Man Made Fibres and Synthetic Rope

Man made fibre ropes made their debut towards the end of the Second World War and put to an end 5000 years of natural fibre ropes monopoly.

More and more synthetic alternatives to Manilla rope are appearing on the market. Size for size they are lighter, stronger and cheaper than ropes made from natural fibres. They do not rot if left wet and they take a range of colours well.

Hempex is a synthetic rope on the market, which is an extremely good attempt to make a synthetic rope appear and behave as a natural fibre rope. The Academy has a couple of Hempex counterweight control lines. It is a 3 strand, right hand, hard lay rope with the appearance of old style cotton hemp. It is easy to splice and is soft to the touch. It is strong, does not heat up too much when running through your hands and does not leave the operator with a handful of “skelfs” like Manilla does.

There are other kinds of synthetic rope we use which are not made to mimic their natural fibre cousins. They are the types of rope that rock climbers, cavers, abseilers etc use. These ropes are made from a core which has number strong fibres and these are protected by the outer sheath which is the part we see.

The ropes used with our rope access equipment and the fall arrest equipment are all synthetic.
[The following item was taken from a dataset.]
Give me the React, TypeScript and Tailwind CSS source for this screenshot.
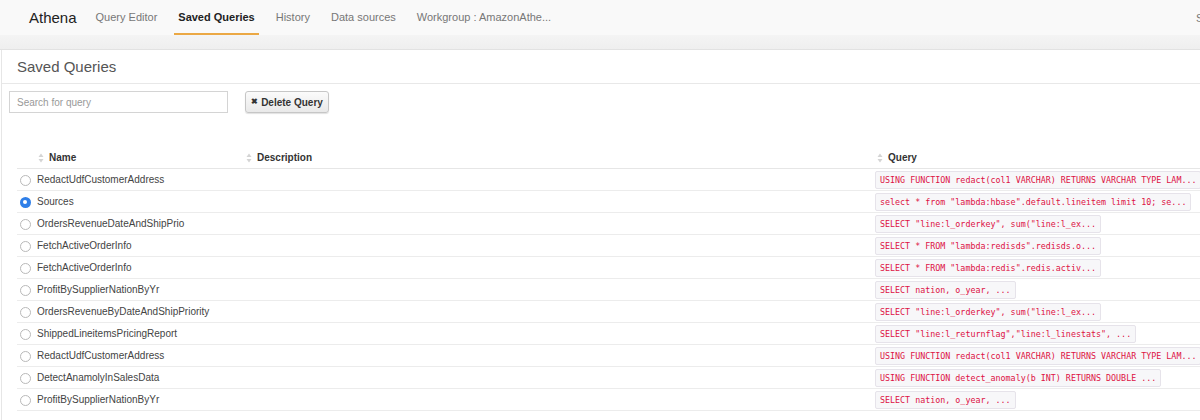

These ropes generally are extremely strong and durable and are either static or dynamic depending on their intended use.


Dynamic Rope – Traditional climbers rope used where there is an expectancy of shock loading. It is designed to stretch when placed under load and can therefore absorb much of the force of a fall or sudden load.



Static Rope – Abseiling and rope access rope where the stretching properties of dynamic rope would make it difficult to ascend or descend a fixed line rope. The rope is constructed pre-tensioned which eliminates much of the stretch. It still has some elasticity under load but should never be used as a safety line in a fall arrest set up.